As the shape of topics were 1859 rows and 25 topics (with out date column as illustrated before) so we have 46475 (=25*1859) document. in the above all 46475 document are assigned to one cluster.

In [None]:
#Visualization with t-sne in 2D.

from sklearn.manifold import TSNE
import matplotlib.pyplot as plt

# Apply t-SNE to reduce dimensionality to 2D
tsne = TSNE(n_components=2, random_state=42)
doc_topic_tsne = tsne.fit_transform(doc_topic_matrix)

# Plot the clusters
plt.scatter(doc_topic_tsne[:, 0], doc_topic_tsne[:, 1], c=cluster_labels)
plt.title('Clustering of Documents')
plt.xlabel('t-SNE Dimension 1')
plt.ylabel('t-SNE Dimension 2')
plt.show()


The 2D scatter plot displays the results of text clustering using NMF on the news headlines dataset. Each point represents a news headline, and the color of the points corresponds to their assigned cluster. Clusters appear to be closer together, suggesting higher similarity among documents in them. The clusters are not completely seprated from each other and there are some kind of noise among of them. From the above plot can be concluded that the clustering could be improved.

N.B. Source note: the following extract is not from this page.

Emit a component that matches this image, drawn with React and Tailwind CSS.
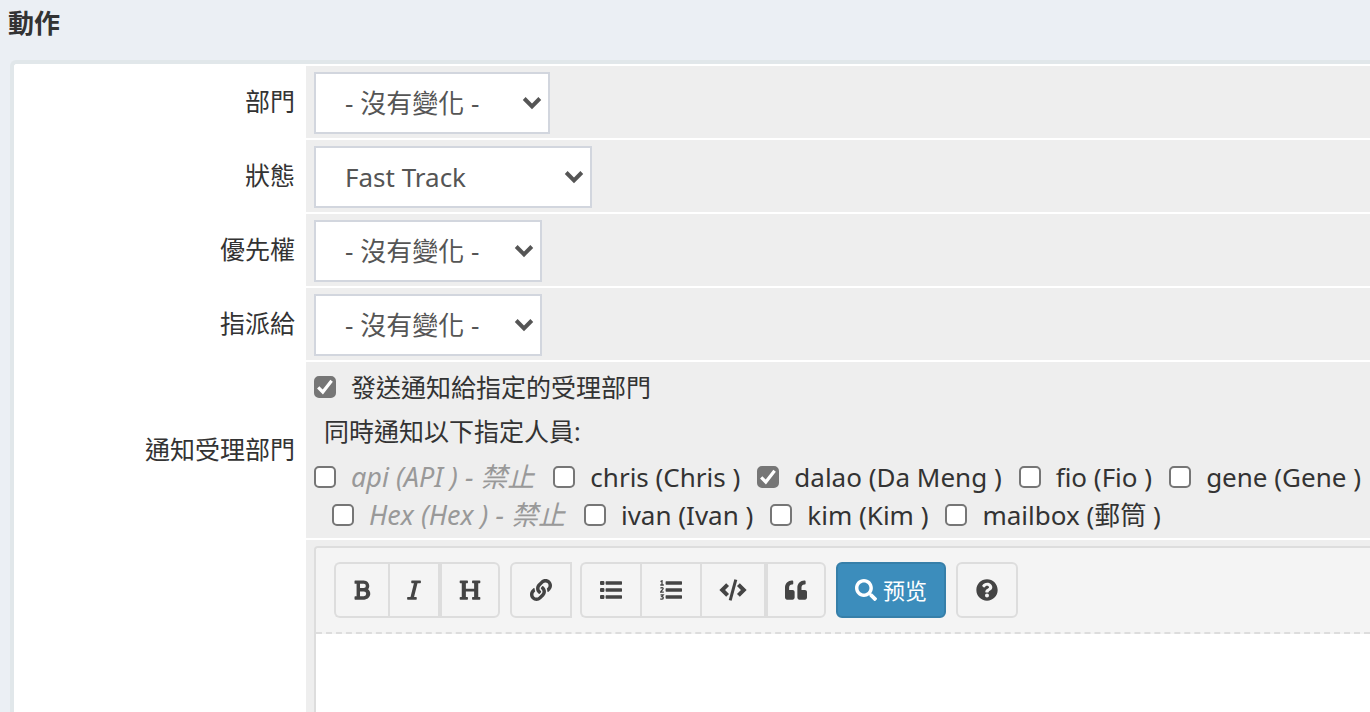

Also, the distrbution of documents between clusters have high difference. To be sure about this the following code is added to get the amount of documents in each cluster. (for this the cluster_labels that calculated in the "Assigning documents to clusters" is used.)

In [None]:
# Count the occurrences of each cluster label
cluster_counts = np.bincount(cluster_labels)

# Print the number of documents in each cluster
for cluster_num, doc_count in enumerate(cluster_counts):
    print(f"Cluster {cluster_num + 1}: {doc_count} documents")

The number of documents that used in each cluster are printted in the above and it is similar with the t-sne result. (big differences in distribution. For instance the smallest cluster has 393 however bigger one has 40837 documents.)

For conclusion, data needs more analysing and investigating. Clustering news topics can be compare by other ways because by the result of this assignment there is some kind of similarity between headlines.